The bill has generated considerable controversy since the Scottish government first introduced the Hate Crime and Public Order (Scotland) Bill during April 2020 in response to an independent review of hate crime laws led by Alastair Campbell, Lord Bracadale, a retired judge. Humza Yousaf, Scotland’s former justice minister and later first minister, has shepherded the bill through Parliament. 

In a statement issued July 29, 2020, the Catholic bishops of Scotland argued that the bill could lead to censorship of Catholic teaching if documents such as the Bible or the Catechism of the Catholic Church are deemed “inflammatory material.” The bishops also noted that pronouncements of Catholic teaching on sex and gender “might be perceived by others as an abuse of their own, personal worldview and likely to stir up hatred.”

In 2021, the Catholic Parliamentary Office, a public policy agency of the Scottish bishops, said that it remained “deeply concerned” by proposed drafts of the section of the bill relating to freedom of expression, especially a lack of protections for the expression of the Christian view of sexual orientation and transgender identity. 

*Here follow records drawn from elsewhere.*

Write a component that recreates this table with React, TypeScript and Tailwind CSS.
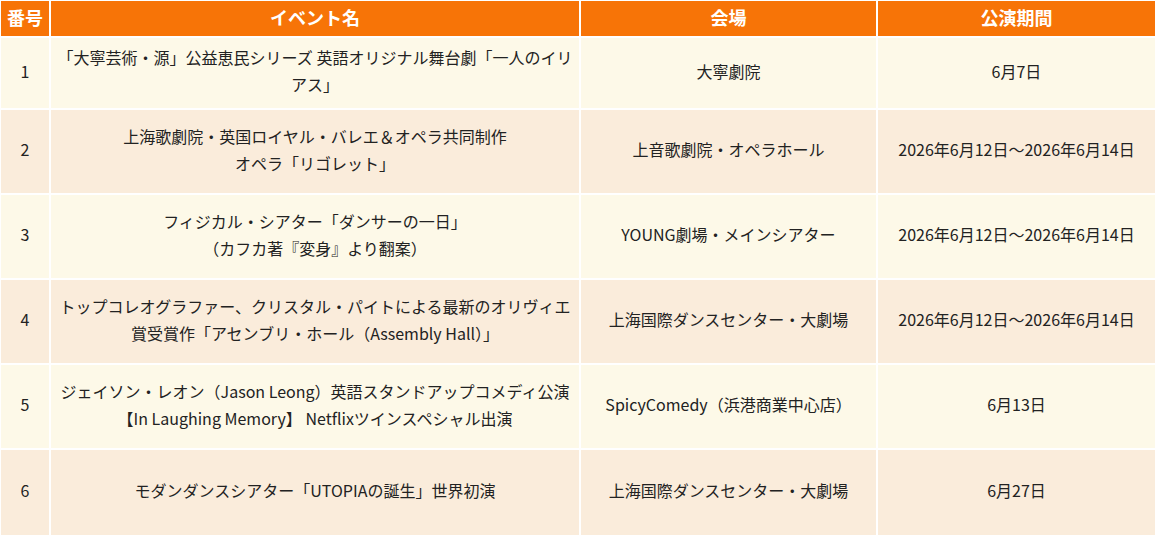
type Performance = {
  no: number;
  title: string[];
  venue: string;
  period: string;
};

const performances: Performance[] = [
  {
    no: 1,
    title: ["「大寧芸術・源」公益恵民シリーズ 英語オリジナル舞台劇「一人のイリ", "アス」"],
    venue: "大寧劇院",
    period: "6月7日"
  },
  {
    no: 2,
    title: ["上海歌劇院・英国ロイヤル・バレエ＆オペラ共同制作", "オペラ「リゴレット」"],
    venue: "上音歌劇院・オペラホール",
    period: "2026年6月12日～2026年6月14日"
  },
  {
    no: 3,
    title: ["フィジカル・シアター「ダンサーの一日」", "（カフカ著『変身』より翻案）"],
    venue: "YOUNG劇場・メインシアター",
    period: "2026年6月12日～2026年6月14日"
  },
  {
    no: 4,
    title: [
      "トップコレオグラファー、クリスタル・パイトによる最新のオリヴィエ",
      "賞受賞作「アセンブリ・ホール（Assembly Hall）」"
    ],
    venue: "上海国際ダンスセンター・大劇場",
    period: "2026年6月12日～2026年6月14日"
  },
  {
    no: 5,
    title: [
      "ジェイソン・レオン（Jason Leong）英語スタンドアップコメディ公演",
      "【In Laughing Memory】 Netflixツインスペシャル出演"
    ],
    venue: "SpicyComedy（浜港商業中心店）",
    period: "6月13日"
  },
  {
    no: 6,
    title: ["モダンダンスシアター「UTOPIAの誕生」世界初演"],
    venue: "上海国際ダンスセンター・大劇場",
    period: "6月27日"
  }
];

const rowHeights = ["h-[70px]", "h-[83px]", "h-[83px]", "h-[83px]", "h-[83px]", "h-[85px]"];

function HeaderCell({ children }: { children: React.ReactNode }) {
  return (
    <div className="flex h-[35px] items-center justify-center bg-[#f77407] pb-[2px] text-[18px] font-bold text-white">
      {children}
    </div>
  );
}

function Cell({ children, shade, height }: { children: React.ReactNode; shade: boolean; height: string }) {
  return (
    <div
      className={`flex ${height} flex-col items-center justify-center px-1 pb-1 text-center text-[16px] leading-[27px] text-[#222] ${
        shade ? "bg-[#faecdb]" : "bg-[#fdf9e8]"
      }`}
    >
      {children}
    </div>
  );
}

export default function App() {
  return (
    <div
      className="min-h-[535px] w-[1157px] bg-white pl-[1px] pt-[1px]"
      style={{ fontFamily: '"Noto Sans CJK JP", "Noto Sans", sans-serif' }}
    >
      <div className="grid grid-cols-[48px_528px_295px_277px] gap-[2px]">
        <HeaderCell>番号</HeaderCell>
        <HeaderCell>イベント名</HeaderCell>
        <HeaderCell>会場</HeaderCell>
        <HeaderCell>公演期間</HeaderCell>

        {performances.map((p, i) => {
          const shade = i % 2 === 1;
          const height = rowHeights[i];
          return [
            <Cell key={`${p.no}-no`} shade={shade} height={height}>
              {p.no}
            </Cell>,
            <Cell key={`${p.no}-title`} shade={shade} height={height}>
              {p.title.map((line) => (
                <span key={line} className="block whitespace-nowrap">
                  {line}
                </span>
              ))}
            </Cell>,
            <Cell key={`${p.no}-venue`} shade={shade} height={height}>
              <span className="whitespace-nowrap">{p.venue}</span>
            </Cell>,
            <Cell key={`${p.no}-period`} shade={shade} height={height}>
              <span className="whitespace-nowrap">{p.period}</span>
            </Cell>
          ];
        })}
      </div>
    </div>
  );
}
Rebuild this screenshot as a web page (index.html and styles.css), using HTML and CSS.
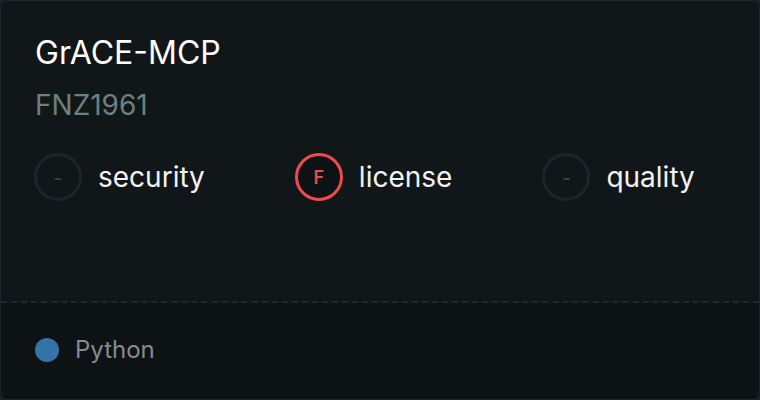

“There should be no threat of prosecution for expressing the belief that, for example, there are only two sexes or genders; that a man cannot become a woman and vice versa; or that marriage can only be between one man and one woman,” the office stated at the time. 

The current text of the bill includes a provision meant to protect religious freedom of expression, stating that “behavior or material is not to be taken to be threatening or abusive solely on the basis that it involves or includes … discussion or criticism relating to, or expressions of antipathy, dislike, ridicule, or insult towards … religious beliefs or practices.” 

The BBC reported that Police Scotland has pledged to investigate every hate crime complaint it receives, even though last week the force said it would no longer investigate every “low level” crime in Scotland, including some cases of theft.

A January 2023 report from the Scottish government found that nearly half of all religion-aggravated hate crime reports (47%) in the country in 2020-21 and 2021-22 were against Catholics.